I maintain python-albatross, a python web toolkit
(http://www.object-craft.com.au/projects/albatross). Following (the
proposed) python policy, I've created a dummy package python-albatross,
and two versioned packages, python2.2-albatross and python2.3-albatross.
The dummy package depends on the 2.2 version.

Now, I have some questions regarding this scheme.

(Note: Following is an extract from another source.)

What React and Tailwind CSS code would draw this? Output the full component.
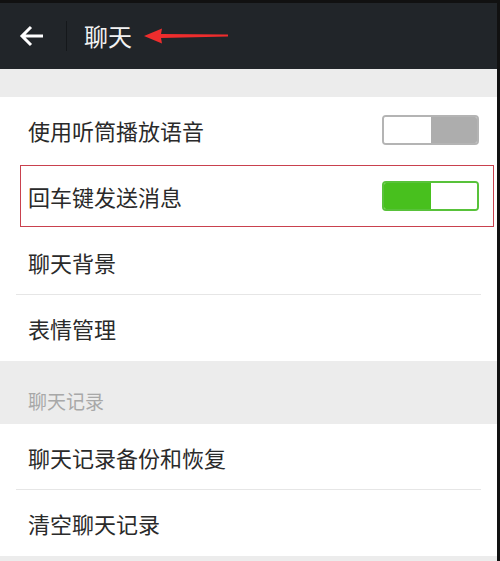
import { useState } from "react";

const cjk = { fontFamily: '"Noto Sans CJK SC", "Noto Sans", sans-serif' };

function Toggle({ on }) {
  if (on) {
    return (
      <div className="flex w-[97px] h-[30px] rounded-[4px] border-2 border-[#58c23a] overflow-hidden">
        <div className="w-1/2 bg-[#48c01e]" />
        <div className="w-1/2 bg-white" />
      </div>
    );
  }
  return (
    <div className="flex w-[97px] h-[30px] rounded-[4px] border-2 border-[#b4b4b4] overflow-hidden">
      <div className="w-1/2 bg-white" />
      <div className="w-1/2 bg-[#adadad]" />
    </div>
  );
}

function Row({ label, children, divider }) {
  return (
    <div className="h-[66px] flex items-center pl-[28px] pr-[18px] relative">
      <span className="text-[22px] text-[#2a2a2a] flex-1">{label}</span>
      {children}
      {divider && <div className="absolute left-[16px] right-[16px] bottom-0 h-px bg-[#e6e6e6]" />}
    </div>
  );
}

export default function App() {
  const [enviar] = useState(true);

  return (
    <div className="w-[500px] h-[561px] bg-[#ececec] border-t-[3px] border-r-[3px] border-[#111] overflow-hidden" style={cjk}>
      <div className="h-[66px] bg-[#212529] flex items-center">
        <div className="w-[66px] flex justify-center">
          <svg width="26" height="22" viewBox="0 0 26 22" className="ml-[-2px]">
            <path d="M24 11H3M12 2L3 11l9 9" stroke="#fff" strokeWidth="3" fill="none" />
          </svg>
        </div>
        <div className="w-px h-[30px] bg-[#15181b]" />
        <span className="ml-[17px] text-[24px] text-[#f2f2f2]">聊天</span>
        <svg width="90" height="16" viewBox="0 0 90 16" className="ml-[12px]">
          <path d="M0 8L18 0.5L17 6L84 6.5L84 8.5L17 10L18 15.5Z" fill="#ee2d2d" />
        </svg>
      </div>

      <div className="h-[28px] bg-[#ececec]" />

      <div className="bg-white">
        <Row label="使用听筒播放语音">
          <Toggle on={false} />
        </Row>
        <div className="h-[66px] flex items-center pl-[20px] pr-[3px] py-[2px]">
          <div className="flex-1 h-[62px] border border-[#c9414e] flex items-center pl-[7px] pr-[14px]">
            <span className="text-[22px] text-[#2a2a2a] flex-1">回车键发送消息</span>
            <Toggle on={enviar} />
          </div>
        </div>
        <Row label="聊天背景" divider />
        <Row label="表情管理" />
      </div>

      <div className="h-[63px] flex items-end pl-[28px] pb-[9px]">
        <span className="text-[19px] text-[#a8a8a8]">聊天记录</span>
      </div>

      <div className="bg-white">
        <Row label="聊天记录备份和恢复" divider />
        <Row label="清空聊天记录" />
      </div>
    </div>
  );
}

Firstly, it seems a little silly to duplicate all the code in both
packages. I guess there's really no other way of doing it, since there
are build-time test cases that should be run with each version of
python, and the install-time bytecompiling and module optimizing that
much be run with each version of python as well. Are there any ideas for
how to reduce the size without making it all an unmaintainable mess?
(python-albatross is quite small, but this may be useful for bigger
packages.)

Secondly, the above scheme makes it impossible to install both packages
at the same time. This is because both packages provide the same
initscript, defaults file and logrotate file. One "solution", which may
be against policy, is to have the versioned packages conflict with each
other. Another solution would be to split all the common parts into a
separate package, which is then depended upon by both versioned
packages. But I don't know if this is permitted by the policy, or if it
will introduce any side-effects that are undesirable. Perhaps it can be
done, but should use versioned dependencies somehow?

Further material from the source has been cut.